Yes, I know this is WSB, and I’m a regard. But this is too crazy of a coincidence to ignore.
SK Hynix IPO tomorrow. \~$28B raise, biggest foreign listing in US history, second biggest IPO ever behind SpaceX last month. Demand reportedly running 7x the shares available.
For anyone who wasn't trading in 2000: AT&T Wireless priced April 26, 2000. $10.6B, biggest US IPO ever at the time. People remember it as "the IPO that popped the dot com bubble." It didn't. Nasdaq topped March 10. The IPO came six weeks AFTER the top.

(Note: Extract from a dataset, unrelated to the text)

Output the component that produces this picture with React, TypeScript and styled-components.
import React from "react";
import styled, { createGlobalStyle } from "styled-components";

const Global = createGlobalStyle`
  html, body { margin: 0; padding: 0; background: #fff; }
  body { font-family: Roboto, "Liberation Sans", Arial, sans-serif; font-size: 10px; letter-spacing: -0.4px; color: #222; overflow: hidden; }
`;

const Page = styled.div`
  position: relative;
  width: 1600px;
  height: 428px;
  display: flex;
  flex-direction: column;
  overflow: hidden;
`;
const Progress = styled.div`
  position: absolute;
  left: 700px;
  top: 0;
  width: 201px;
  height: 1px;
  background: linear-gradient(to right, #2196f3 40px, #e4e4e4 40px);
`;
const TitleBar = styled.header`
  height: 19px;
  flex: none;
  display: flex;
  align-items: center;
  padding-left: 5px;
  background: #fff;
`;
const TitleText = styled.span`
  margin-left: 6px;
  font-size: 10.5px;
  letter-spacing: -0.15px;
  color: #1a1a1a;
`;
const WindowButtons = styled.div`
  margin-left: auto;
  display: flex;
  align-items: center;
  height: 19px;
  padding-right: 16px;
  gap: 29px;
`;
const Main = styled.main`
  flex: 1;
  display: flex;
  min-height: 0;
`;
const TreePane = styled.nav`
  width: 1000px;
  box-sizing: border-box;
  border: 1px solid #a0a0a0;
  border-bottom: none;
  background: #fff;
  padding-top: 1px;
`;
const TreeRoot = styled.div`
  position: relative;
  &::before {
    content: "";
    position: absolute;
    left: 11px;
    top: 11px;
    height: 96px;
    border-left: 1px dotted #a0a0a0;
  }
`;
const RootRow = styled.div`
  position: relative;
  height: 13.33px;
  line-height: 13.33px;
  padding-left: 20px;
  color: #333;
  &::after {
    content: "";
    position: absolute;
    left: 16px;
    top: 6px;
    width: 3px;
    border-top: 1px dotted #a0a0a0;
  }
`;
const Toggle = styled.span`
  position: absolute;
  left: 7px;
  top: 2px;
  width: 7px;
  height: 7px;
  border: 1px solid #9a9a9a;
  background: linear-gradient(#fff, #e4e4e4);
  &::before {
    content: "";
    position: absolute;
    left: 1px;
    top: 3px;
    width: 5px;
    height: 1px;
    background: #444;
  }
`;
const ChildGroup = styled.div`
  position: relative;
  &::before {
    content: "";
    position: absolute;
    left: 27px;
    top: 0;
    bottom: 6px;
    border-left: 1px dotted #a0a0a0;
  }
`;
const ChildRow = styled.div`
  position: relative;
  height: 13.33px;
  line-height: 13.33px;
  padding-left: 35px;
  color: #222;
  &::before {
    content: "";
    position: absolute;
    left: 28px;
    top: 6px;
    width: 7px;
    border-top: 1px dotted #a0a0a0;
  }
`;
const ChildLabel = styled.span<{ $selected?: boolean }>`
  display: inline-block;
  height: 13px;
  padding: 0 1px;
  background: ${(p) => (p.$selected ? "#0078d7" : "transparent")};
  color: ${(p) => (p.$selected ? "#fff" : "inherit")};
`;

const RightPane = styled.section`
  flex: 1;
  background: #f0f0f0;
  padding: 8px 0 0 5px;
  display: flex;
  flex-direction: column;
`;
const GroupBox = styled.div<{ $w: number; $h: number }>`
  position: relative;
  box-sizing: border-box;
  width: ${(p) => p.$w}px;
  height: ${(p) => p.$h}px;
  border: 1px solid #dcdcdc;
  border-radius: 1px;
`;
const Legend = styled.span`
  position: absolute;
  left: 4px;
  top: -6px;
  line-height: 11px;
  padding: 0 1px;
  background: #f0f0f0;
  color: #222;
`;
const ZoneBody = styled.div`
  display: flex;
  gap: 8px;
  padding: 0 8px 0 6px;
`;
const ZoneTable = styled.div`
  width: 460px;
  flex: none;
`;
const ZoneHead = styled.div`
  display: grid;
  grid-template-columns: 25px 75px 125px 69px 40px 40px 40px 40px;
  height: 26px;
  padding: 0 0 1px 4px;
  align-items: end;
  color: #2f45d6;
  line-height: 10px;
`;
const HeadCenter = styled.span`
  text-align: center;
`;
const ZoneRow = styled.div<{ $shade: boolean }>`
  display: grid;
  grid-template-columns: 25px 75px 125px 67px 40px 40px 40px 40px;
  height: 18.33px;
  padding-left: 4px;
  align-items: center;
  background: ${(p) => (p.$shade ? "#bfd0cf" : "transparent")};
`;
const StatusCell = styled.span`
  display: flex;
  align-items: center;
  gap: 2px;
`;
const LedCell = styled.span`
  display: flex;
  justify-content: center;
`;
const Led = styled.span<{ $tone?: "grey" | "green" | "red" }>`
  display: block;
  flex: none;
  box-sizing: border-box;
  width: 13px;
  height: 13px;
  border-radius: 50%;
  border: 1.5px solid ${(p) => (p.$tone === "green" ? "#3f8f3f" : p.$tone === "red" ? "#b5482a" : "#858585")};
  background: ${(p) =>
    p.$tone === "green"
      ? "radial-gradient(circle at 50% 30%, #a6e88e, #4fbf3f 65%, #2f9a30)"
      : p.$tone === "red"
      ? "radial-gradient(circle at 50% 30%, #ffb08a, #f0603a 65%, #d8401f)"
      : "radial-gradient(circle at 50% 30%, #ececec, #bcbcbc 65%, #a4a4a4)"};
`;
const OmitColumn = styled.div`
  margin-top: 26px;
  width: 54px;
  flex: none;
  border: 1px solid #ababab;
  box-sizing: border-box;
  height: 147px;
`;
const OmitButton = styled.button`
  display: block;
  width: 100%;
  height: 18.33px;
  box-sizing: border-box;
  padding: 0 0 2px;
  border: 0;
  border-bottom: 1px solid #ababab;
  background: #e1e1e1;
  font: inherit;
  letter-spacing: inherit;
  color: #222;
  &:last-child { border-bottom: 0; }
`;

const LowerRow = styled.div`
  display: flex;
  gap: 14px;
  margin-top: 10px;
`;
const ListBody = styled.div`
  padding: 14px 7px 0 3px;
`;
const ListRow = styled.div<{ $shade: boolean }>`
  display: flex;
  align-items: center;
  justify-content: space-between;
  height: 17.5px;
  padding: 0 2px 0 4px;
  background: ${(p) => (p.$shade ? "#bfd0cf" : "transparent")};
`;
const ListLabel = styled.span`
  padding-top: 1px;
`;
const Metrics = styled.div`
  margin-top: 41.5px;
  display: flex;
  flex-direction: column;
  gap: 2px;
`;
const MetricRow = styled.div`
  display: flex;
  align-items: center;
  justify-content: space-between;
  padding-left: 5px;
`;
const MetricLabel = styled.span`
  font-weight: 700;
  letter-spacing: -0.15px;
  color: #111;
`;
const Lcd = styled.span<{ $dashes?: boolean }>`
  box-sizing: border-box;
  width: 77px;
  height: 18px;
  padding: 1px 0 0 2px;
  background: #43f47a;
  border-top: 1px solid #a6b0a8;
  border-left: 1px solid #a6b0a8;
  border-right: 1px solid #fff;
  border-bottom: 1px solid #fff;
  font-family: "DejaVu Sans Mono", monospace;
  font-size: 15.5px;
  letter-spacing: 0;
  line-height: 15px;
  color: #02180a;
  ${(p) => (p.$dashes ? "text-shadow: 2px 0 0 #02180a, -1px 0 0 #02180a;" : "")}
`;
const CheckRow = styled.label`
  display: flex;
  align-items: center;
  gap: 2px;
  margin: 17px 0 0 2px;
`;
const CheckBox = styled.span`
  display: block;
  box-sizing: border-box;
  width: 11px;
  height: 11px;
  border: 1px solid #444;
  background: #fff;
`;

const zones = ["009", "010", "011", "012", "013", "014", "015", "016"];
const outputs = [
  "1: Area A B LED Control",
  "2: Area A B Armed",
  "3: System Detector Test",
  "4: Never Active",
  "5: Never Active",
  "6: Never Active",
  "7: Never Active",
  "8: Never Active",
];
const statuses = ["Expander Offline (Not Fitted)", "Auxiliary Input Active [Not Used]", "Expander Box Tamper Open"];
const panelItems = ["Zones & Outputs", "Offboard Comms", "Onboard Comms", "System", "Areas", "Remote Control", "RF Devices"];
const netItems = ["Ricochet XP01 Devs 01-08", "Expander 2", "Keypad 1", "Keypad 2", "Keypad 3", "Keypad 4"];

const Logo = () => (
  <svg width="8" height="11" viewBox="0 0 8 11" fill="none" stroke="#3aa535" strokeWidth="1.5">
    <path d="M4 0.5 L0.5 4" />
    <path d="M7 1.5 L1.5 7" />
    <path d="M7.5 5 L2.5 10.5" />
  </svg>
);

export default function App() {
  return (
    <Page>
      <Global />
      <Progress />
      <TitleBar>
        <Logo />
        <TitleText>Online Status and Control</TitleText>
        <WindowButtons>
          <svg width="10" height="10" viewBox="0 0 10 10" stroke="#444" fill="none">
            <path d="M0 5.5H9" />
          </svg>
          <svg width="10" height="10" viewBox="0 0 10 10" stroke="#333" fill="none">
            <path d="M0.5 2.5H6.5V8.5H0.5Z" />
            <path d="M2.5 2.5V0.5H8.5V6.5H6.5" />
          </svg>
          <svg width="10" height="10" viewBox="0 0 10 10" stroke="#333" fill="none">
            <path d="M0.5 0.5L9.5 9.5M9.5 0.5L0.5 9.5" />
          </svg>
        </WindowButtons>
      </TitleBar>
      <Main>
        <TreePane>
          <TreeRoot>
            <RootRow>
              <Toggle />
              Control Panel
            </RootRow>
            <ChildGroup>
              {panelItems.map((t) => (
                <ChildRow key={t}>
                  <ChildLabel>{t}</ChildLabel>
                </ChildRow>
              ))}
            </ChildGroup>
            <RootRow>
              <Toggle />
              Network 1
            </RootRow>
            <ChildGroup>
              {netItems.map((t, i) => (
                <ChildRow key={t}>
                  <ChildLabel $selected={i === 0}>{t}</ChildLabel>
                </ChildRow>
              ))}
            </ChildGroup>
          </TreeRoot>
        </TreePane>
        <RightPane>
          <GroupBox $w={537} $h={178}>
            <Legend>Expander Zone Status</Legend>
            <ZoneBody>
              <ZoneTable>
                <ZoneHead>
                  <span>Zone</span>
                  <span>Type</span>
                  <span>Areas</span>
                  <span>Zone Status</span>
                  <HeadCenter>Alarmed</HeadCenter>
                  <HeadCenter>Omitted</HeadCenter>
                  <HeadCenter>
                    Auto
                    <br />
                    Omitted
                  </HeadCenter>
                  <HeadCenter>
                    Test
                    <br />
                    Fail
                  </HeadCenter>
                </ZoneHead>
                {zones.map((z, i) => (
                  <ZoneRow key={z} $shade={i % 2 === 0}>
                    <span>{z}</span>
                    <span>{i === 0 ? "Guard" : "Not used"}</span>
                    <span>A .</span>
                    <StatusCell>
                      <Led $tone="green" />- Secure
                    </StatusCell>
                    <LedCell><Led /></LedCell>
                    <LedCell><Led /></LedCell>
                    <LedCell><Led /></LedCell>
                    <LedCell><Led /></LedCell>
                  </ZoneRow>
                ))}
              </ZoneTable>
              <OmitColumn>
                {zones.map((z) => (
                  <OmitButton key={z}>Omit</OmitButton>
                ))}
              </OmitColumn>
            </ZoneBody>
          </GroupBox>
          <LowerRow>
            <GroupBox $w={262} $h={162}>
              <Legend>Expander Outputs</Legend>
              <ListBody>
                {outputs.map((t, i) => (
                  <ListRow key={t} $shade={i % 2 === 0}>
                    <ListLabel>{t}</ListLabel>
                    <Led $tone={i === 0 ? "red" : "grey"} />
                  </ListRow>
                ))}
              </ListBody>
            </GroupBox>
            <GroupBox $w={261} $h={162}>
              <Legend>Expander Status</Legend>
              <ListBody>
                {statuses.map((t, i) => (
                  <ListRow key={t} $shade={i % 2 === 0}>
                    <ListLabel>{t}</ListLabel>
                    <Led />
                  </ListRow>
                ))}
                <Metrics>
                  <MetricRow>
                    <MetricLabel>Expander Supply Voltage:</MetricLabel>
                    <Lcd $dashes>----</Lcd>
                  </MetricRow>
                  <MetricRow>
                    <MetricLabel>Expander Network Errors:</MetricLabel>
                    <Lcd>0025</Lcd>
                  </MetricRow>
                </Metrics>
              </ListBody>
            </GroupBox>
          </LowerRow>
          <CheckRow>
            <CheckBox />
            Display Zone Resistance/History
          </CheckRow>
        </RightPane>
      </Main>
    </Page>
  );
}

What it actually did was soak up the last of the marginal liquidity. Retail finally got their allocation, stock popped \~7% day one, then bled for two years until Cingular bought the carcass. The mega IPO didn't cause the crash, it confirmed the market had run out of new buyers. First chart shows this.
Why SKHY rhymes with it:
\- They're selling shares at the absolute peak of a memory cycle to fund capex (new fabs + EUV machines). Literally raising money to build the supply that ends the shortage. AT&T Wireless did the exact same thing with its 3G buildout
\- Korean shares up \~700% in 12 months, and already down 25% from the June peak before the ADRs even price
\- Samsung just reported slowing price increases and dropped 7%
\- SK Hynix's own comments about slowing AI memory investment gave the Kospi its 5th worst day EVER last month. That kind of single day volatility has historically only shown up in bear markets
\- trades around 7x 2026 earnings estimates, which sounds cheap until you remember these same companies had negative gross margins a few years ago. memory always looks cheapest on peak earnings, that's the trap. you buy cyclicals at high P/E and sell at low P/E, not the other way around
Why it's different from 2000: these companies actually print money, hynix is guiding to something like $144B net income this year. And honestly it's probably not any single deal that matters, it's the cumulative issuance. SpaceX $75B + SKHY $28B + whatever OpenAI/Anthropic do later. Hyperscaler capex is heading toward $1T/yr and cash flow can't fund it anymore, so everyone's tapping debt and equity markets at once. Same core problem as 2000: supply of paper growing faster than the marginal buyer's cash. Third chart.
To be clear I'm not calling the top. The honest lesson from 2000 is nobody knew AT&T Wireless marked it until way later. But I'll be watching SKHY's first couple weeks closely. Strong pricing, day one pop, then a slow fade while breadth narrows = that's the 2000 script. If it holds and memory names base out, probably another leg higher.
Charts attached. Data is actual Nasdaq daily closes for both periods. IPO sizes are nominal dollars, AWE's $10.6B is roughly $19-20B today, so SKHY is bigger in real terms but not 3x bigger, before anyone comes at me.